There are also some options that can be used with :code:`tohdf5`::
~$: tohdf5 -h
Convert ROOT and EVT files to HDF5.
Usage:
tohdf5 [options] FILE...
tohdf5 (-h | --help)
tohdf5 --version
Options:
-h --help Show this screen.
--verbose Print more output.
--debug Print everything.
-n EVENTS Number of events/runs.
-o OUTFILE Output file (only if one file is converted).
-j --jppy (Jpp): Use jppy (not aanet) for Jpp readout.
--ignore-hits Don't read the hits.
-e --expected-rows NROWS Approximate number of events.
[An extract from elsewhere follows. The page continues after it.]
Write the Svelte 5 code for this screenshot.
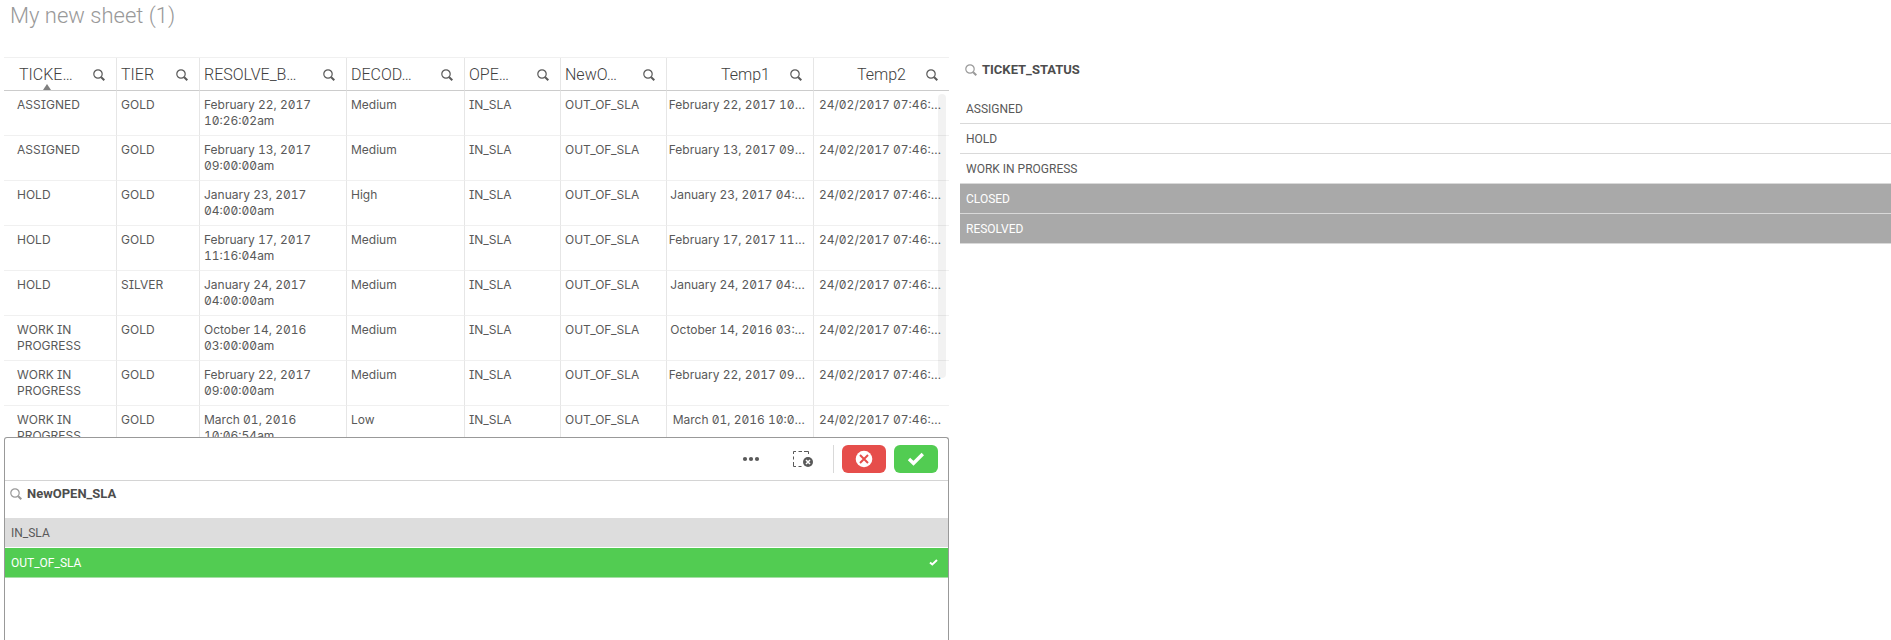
<script lang="ts">
    type Column = { label: string, width: number, measure?: boolean, sorted?: boolean }

    const columns: Column[] = [
        { label: 'TICKE…', width: 113, sorted: true },
        { label: 'TIER', width: 83 },
        { label: 'RESOLVE_B…', width: 147 },
        { label: 'DECOD…', width: 118 },
        { label: 'OPE…', width: 96 },
        { label: 'NewO…', width: 106 },
        { label: 'Temp1', width: 147, measure: true },
        { label: 'Temp2', width: 135, measure: true },
    ]
    const total = columns.reduce((sum, c) => sum + c.width, 0)

    const now = '24/02/2017 07:46:…'
    const rows = [
        ['ASSIGNED', 'GOLD', 'February 22, 2017 10:26:02am', 'Medium', 'IN_SLA', 'OUT_OF_SLA', 'February 22, 2017 10…', now],
        ['ASSIGNED', 'GOLD', 'February 13, 2017 09:00:00am', 'Medium', 'IN_SLA', 'OUT_OF_SLA', 'February 13, 2017 09…', now],
        ['HOLD', 'GOLD', 'January 23, 2017 04:00:00am', 'High', 'IN_SLA', 'OUT_OF_SLA', 'January 23, 2017 04:…', now],
        ['HOLD', 'GOLD', 'February 17, 2017 11:16:04am', 'Medium', 'IN_SLA', 'OUT_OF_SLA', 'February 17, 2017 11…', now],
        ['HOLD', 'SILVER', 'January 24, 2017 04:00:00am', 'Medium', 'IN_SLA', 'OUT_OF_SLA', 'January 24, 2017 04:…', now],
        ['WORK IN PROGRESS', 'GOLD', 'October 14, 2016 03:00:00am', 'Medium', 'IN_SLA', 'OUT_OF_SLA', 'October 14, 2016 03:…', now],
        ['WORK IN PROGRESS', 'GOLD', 'February 22, 2017 09:00:00am', 'Medium', 'IN_SLA', 'OUT_OF_SLA', 'February 22, 2017 09…', now],
        ['WORK IN PROGRESS', 'GOLD', 'March 01, 2016 10:06:54am', 'Low', 'IN_SLA', 'OUT_OF_SLA', 'March 01, 2016 10:0…', now],
    ]

    const statuses = [
        { name: 'ASSIGNED', state: 'possible' },
        { name: 'HOLD', state: 'possible' },
        { name: 'WORK IN PROGRESS', state: 'possible' },
        { name: 'CLOSED', state: 'excluded' },
        { name: 'RESOLVED', state: 'excluded' },
    ]

    const slaValues = ['IN_SLA', 'OUT_OF_SLA']
    let selected = $state('OUT_OF_SLA')
</script>

{#snippet searchIcon()}
    <svg class="search-icon" viewBox="0 0 12 12" aria-hidden="true">
        <circle cx="5" cy="5" r="4.2" />
        <path class="handle" d="M8.2 8.2 L11.3 11.2" />
    </svg>
{/snippet}

<div class="sheet">
    <h1>My new sheet (1)</h1>
    <main>
        <section class="left">
            <div class="table-wrap">
                <table>
                    <colgroup>
                        {#each columns as c}
                            <col style="width: {c.width / total * 100}%">
                        {/each}
                    </colgroup>
                    <thead>
                        <tr>
                            {#each columns as c}
                                <th class:measure={c.measure} class:sorted={c.sorted}>
                                    <div class="head">
                                        <span>{c.label}</span>
                                        <button class="icon" aria-label="Search {c.label}">{@render searchIcon()}</button>
                                    </div>
                                </th>
                            {/each}
                        </tr>
                    </thead>
                    <tbody>
                        {#each rows as row}
                            <tr>
                                {#each row as cell, i}
                                    <td class:measure={columns[i].measure}>{cell}</td>
                                {/each}
                            </tr>
                        {/each}
                    </tbody>
                </table>
                <div class="scrollbar"></div>
            </div>

            <div class="popup">
                <div class="toolbar">
                    <button class="tool" aria-label="More">
                        <svg width="18" height="6" viewBox="0 0 18 6">
                            <circle cx="3" cy="3" r="2.1" /><circle cx="9" cy="3" r="2.1" /><circle cx="15" cy="3" r="2.1" />
                        </svg>
                    </button>
                    <button class="tool" aria-label="Clear selection">
                        <svg width="20" height="17" viewBox="0 0 20 17">
                            <path class="dash" d="M.5 3V.5H3M5.5 .5H9M11 .5H15.5V3M.5 5.5V8.5M.5 11V15.5H3M5.5 15.5H8.5" />
                            <circle cx="15" cy="11" r="5" />
                            <path class="cross" d="M13 9L17 13M17 9L13 13" />
                        </svg>
                    </button>
                    <span class="divider"></span>
                    <button class="action cancel" aria-label="Cancel selection">
                        <svg width="18" height="18" viewBox="0 0 18 18">
                            <circle cx="9" cy="9" r="8.3" />
                            <path d="M5 5L13 13M13 5L5 13" />
                        </svg>
                    </button>
                    <button class="action confirm" aria-label="Confirm selection">
                        <svg width="18" height="14" viewBox="0 0 18 14"><path d="M2 7L6.5 11.3L15.8 2" /></svg>
                    </button>
                </div>
                <h2>
                    <button class="icon" aria-label="Search NewOPEN_SLA">{@render searchIcon()}</button>
                    NewOPEN_SLA
                </h2>
                <ul>
                    {#each slaValues as name}
                        <li>
                            <button class="value {name === selected ? 'selected' : 'alternative'}" onclick={() => selected = name}>
                                {name}
                                {#if name === selected}
                                    <svg width="9" height="7" viewBox="0 0 9 7"><path d="M1 3.5L3.3 5.5L8 1" /></svg>
                                {/if}
                            </button>
                        </li>
                    {/each}
                </ul>
            </div>
        </section>

        <section class="right">
            <h2>
                <button class="icon" aria-label="Search TICKET_STATUS">{@render searchIcon()}</button>
                TICKET_STATUS
            </h2>
            <ul>
                {#each statuses as s}
                    <li><button class="value {s.state}">{s.name}</button></li>
                {/each}
            </ul>
        </section>
    </main>
</div>

<style>
:global(body){
    background: #fff;
}

*{
    box-sizing: border-box;
}

.sheet{
    display: flex;
    flex-direction: column;
    height: 100vh;
    overflow: hidden;
    color: #595959;
    font-family: Roboto, "Liberation Sans", sans-serif;
}

h1{
    margin: 0;
    padding: 0 10px;
    height: 57px;
    flex: none;
    font-size: 22px;
    line-height: 32px;
    font-weight: 300;
    color: #999;
}

main{
    display: grid;
    grid-template-columns: 945fr 931fr;
    column-gap: 11px;
    flex: 1;
    min-height: 0;
    padding-left: 4px;
}

.left{
    display: grid;
    grid-template-rows: 380fr 203fr;
    min-width: 0;
    min-height: 0;
}

.table-wrap{
    position: relative;
    overflow: hidden;
    min-height: 0;
    border-top: 1px solid #f0f0f0;
}

table{
    width: 100%;
    table-layout: fixed;
    border-collapse: separate;
    border-spacing: 0;
}

th, td{
    border-right: 1px solid #e6e6e6;
    text-align: left;
    font-weight: 400;
}

th:last-child, td:last-child{
    border-right: 0;
}

th{
    position: relative;
    height: 33px;
    padding: 2px 11px 0 4px;
    border-bottom: 1px solid #ccc;
    font-size: 16px;
    line-height: 20px;
    font-weight: 300;
    color: #404040;
}

th:first-child{
    padding-left: 15px;
}

.head{
    display: flex;
    align-items: center;
    justify-content: space-between;
    white-space: nowrap;
}

.measure .head{
    justify-content: flex-end;
    gap: 20px;
}

.sorted::after{
    content: '';
    position: absolute;
    left: 39px;
    bottom: 0;
    border: 4px solid transparent;
    border-top: 0;
    border-bottom: 6px solid #808080;
}

td{
    height: 45px;
    padding: 6px 8px 6px 4px;
    border-bottom: 1px solid #f0f0f0;
    vertical-align: top;
    font-family: Inter, Roboto, sans-serif;
    font-size: 12px;
    line-height: 16px;
    font-feature-settings: 'zero', 'tnum', 'cv08';
}

td:first-child{
    padding-left: 13px;
}

td.measure{
    padding-left: 0;
    text-align: right;
    white-space: nowrap;
}

.scrollbar{
    position: absolute;
    top: 36px;
    right: 3px;
    width: 8px;
    height: 75%;
    border-radius: 4px;
    background: rgba(0, 0, 0, .05);
}

button{
    border: 0;
    padding: 0;
    background: none;
    color: inherit;
    font: inherit;
    cursor: pointer;
}

.icon, .icon svg{
    display: block;
    width: 12px;
    height: 12px;
}

.search-icon{
    fill: none;
    stroke: #595959;
    stroke-width: 1.2;
}

.search-icon .handle{
    stroke-width: 2;
}

h2 .search-icon{
    stroke: #999;
}

h2 .handle{
    stroke-width: 1.5;
}

.popup{
    min-height: 0;
    background: #fff;
    border: 1px solid #999;
    border-bottom: 0;
    border-radius: 3px 3px 0 0;
}

.toolbar{
    display: flex;
    align-items: center;
    justify-content: flex-end;
    gap: 8px;
    height: 43px;
    padding: 0 10px 0 0;
    border-bottom: 1px solid #d4d4d4;
}

.tool{
    display: grid;
    place-items: center;
    width: 44px;
    height: 28px;
    fill: #595959;
}

.dash{
    fill: none;
    stroke: #595959;
}

.cross{
    stroke: #fff;
    stroke-width: 1.5;
}

.divider{
    width: 1px;
    height: 28px;
    background: #d9d9d9;
}

.action{
    display: grid;
    place-items: center;
    width: 44px;
    height: 28px;
    border-radius: 6px;
}

.cancel{
    background: #e64e4b;
}

.cancel circle{
    fill: #fff;
}

.cancel path{
    stroke: #e64e4b;
    stroke-width: 2;
}

.confirm{
    background: #52cc52;
}

.confirm path{
    fill: none;
    stroke: #fff;
    stroke-width: 3.4;
}

h2{
    display: flex;
    align-items: center;
    gap: 5px;
    height: 37px;
    margin: 0;
    padding: 0 5px 12px;
    font-size: 13px;
    font-weight: 700;
    color: #4d4d4d;
}

ul{
    margin: 0;
    padding: 0;
    list-style: none;
}

.value{
    display: flex;
    align-items: center;
    justify-content: space-between;
    width: 100%;
    height: 30px;
    padding: 0 10px 0 6px;
    border-bottom: 1px solid #d9d9d9;
    font-size: 12px;
    text-align: left;
}

.alternative{
    background: #ddd;
    border-bottom-color: #fff;
}

.selected{
    background: #52cc52;
    border-bottom-color: #a6dfa6;
    color: #fff;
}

.selected path{
    fill: none;
    stroke: #fff;
    stroke-width: 2;
}

.excluded{
    background: #a9a9a9;
    color: #fff;
}
</style>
Providing a
rough estimate for this (100, 1000000, ...)
will greatly improve reading/writing speed
and memory usage.
Strongly recommended if the table/array
size is >= 100 MB. [default: 10000]
-t --conv-times-to-jte Converts all MC times in the file to JTE
For now though, we will just stick to the standard conversion without any options.
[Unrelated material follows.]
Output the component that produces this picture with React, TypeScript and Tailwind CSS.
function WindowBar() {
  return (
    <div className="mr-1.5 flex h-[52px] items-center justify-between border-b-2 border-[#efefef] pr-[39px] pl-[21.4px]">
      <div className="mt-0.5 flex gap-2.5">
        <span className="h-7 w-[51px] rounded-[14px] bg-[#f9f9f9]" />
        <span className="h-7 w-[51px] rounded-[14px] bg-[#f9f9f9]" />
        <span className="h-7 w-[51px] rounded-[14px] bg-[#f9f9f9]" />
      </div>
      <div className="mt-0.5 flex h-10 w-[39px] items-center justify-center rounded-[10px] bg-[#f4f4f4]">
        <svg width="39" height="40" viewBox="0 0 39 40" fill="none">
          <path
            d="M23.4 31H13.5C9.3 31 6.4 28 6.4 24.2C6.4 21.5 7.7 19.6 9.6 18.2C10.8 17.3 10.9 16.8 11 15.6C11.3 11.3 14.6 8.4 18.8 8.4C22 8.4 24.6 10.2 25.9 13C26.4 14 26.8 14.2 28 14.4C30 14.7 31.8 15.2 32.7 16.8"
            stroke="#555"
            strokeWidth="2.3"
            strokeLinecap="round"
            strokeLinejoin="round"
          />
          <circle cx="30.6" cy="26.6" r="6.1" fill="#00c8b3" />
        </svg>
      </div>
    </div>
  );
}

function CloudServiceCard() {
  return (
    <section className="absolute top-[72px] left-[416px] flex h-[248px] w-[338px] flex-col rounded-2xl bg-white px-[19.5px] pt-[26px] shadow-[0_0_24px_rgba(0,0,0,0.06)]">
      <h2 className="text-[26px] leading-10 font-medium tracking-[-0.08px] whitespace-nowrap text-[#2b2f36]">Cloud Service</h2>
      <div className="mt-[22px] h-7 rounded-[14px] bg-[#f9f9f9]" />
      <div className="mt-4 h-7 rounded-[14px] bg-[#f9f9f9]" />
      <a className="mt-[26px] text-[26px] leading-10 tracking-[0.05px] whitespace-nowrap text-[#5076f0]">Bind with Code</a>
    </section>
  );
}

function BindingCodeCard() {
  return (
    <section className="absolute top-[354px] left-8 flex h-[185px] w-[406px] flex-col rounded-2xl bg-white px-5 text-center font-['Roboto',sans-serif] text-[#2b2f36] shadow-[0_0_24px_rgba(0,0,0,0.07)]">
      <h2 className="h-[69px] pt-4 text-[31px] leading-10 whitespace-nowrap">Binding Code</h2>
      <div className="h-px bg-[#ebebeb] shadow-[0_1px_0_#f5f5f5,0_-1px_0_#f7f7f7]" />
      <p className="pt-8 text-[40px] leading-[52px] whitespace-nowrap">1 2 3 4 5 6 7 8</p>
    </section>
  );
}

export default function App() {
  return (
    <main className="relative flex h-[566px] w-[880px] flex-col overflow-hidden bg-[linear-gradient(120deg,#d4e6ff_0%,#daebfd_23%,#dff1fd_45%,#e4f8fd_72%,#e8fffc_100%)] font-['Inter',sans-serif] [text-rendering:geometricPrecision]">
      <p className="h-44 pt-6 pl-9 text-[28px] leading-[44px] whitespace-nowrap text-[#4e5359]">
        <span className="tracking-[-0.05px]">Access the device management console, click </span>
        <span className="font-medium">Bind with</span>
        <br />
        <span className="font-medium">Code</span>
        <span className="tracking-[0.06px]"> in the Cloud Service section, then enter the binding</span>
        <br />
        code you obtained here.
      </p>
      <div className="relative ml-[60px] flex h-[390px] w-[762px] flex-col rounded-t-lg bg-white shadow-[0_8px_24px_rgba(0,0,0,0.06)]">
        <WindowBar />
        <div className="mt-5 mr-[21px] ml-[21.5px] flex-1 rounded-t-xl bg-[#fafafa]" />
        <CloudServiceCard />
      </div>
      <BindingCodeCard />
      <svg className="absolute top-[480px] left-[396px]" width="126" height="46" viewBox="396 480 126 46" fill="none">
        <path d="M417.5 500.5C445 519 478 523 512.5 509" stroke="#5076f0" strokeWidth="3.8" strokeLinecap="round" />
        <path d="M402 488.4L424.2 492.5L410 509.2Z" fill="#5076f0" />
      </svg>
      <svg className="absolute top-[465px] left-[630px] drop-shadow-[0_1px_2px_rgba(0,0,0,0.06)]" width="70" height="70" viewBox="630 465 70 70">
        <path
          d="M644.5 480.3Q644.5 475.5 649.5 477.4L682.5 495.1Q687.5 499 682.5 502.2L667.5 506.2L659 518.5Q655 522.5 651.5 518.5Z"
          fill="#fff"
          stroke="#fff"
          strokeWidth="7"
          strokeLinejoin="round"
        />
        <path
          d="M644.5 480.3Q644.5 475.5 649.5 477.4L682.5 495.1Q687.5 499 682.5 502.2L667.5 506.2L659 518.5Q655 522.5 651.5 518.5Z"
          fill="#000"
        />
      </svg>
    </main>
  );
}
After this conversion, you can investigate the data structure of the hdf5 file with the command :code:`ptdump`::
ptdump -v testfile.h5
/ (RootGroup) 'KM3NeT'
/event_info (Table(3457,), fletcher32, shuffle, zlib(5)) 'EventInfo'
description := {
"weight_w4": Float64Col(shape=(), dflt=0.0, pos=0),
"weight_w3": Float64Col(shape=(), dflt=0.0, pos=1),
"weight_w2": Float64Col(shape=(), dflt=0.0, pos=2),
"weight_w1": Float64Col(shape=(), dflt=0.0, pos=3),
"run_id": Int64Col(shape=(), dflt=0, pos=4),
"timestamp": Int64Col(shape=(), dflt=0, pos=5),
"nanoseconds": Int64Col(shape=(), dflt=0, pos=6),
"mc_time": Float64Col(shape=(), dflt=0.0, pos=7),
"event_id": Int64Col(shape=(), dflt=0, pos=8),
"mc_id": Int64Col(shape=(), dflt=0, pos=9),
"group_id": Int64Col(shape=(), dflt=0, pos=10)}
...
Hdf5 files are structured into "folders", in example the folder that is shown above is called "event_info".
The event_info is just a two dimensional numpy recarray with the shape (3457, 11), where for each event
important information is stored, e.g. the event_id or the run_id.
There is also a folder called "hits", which contains the photon hits of the detector for all events.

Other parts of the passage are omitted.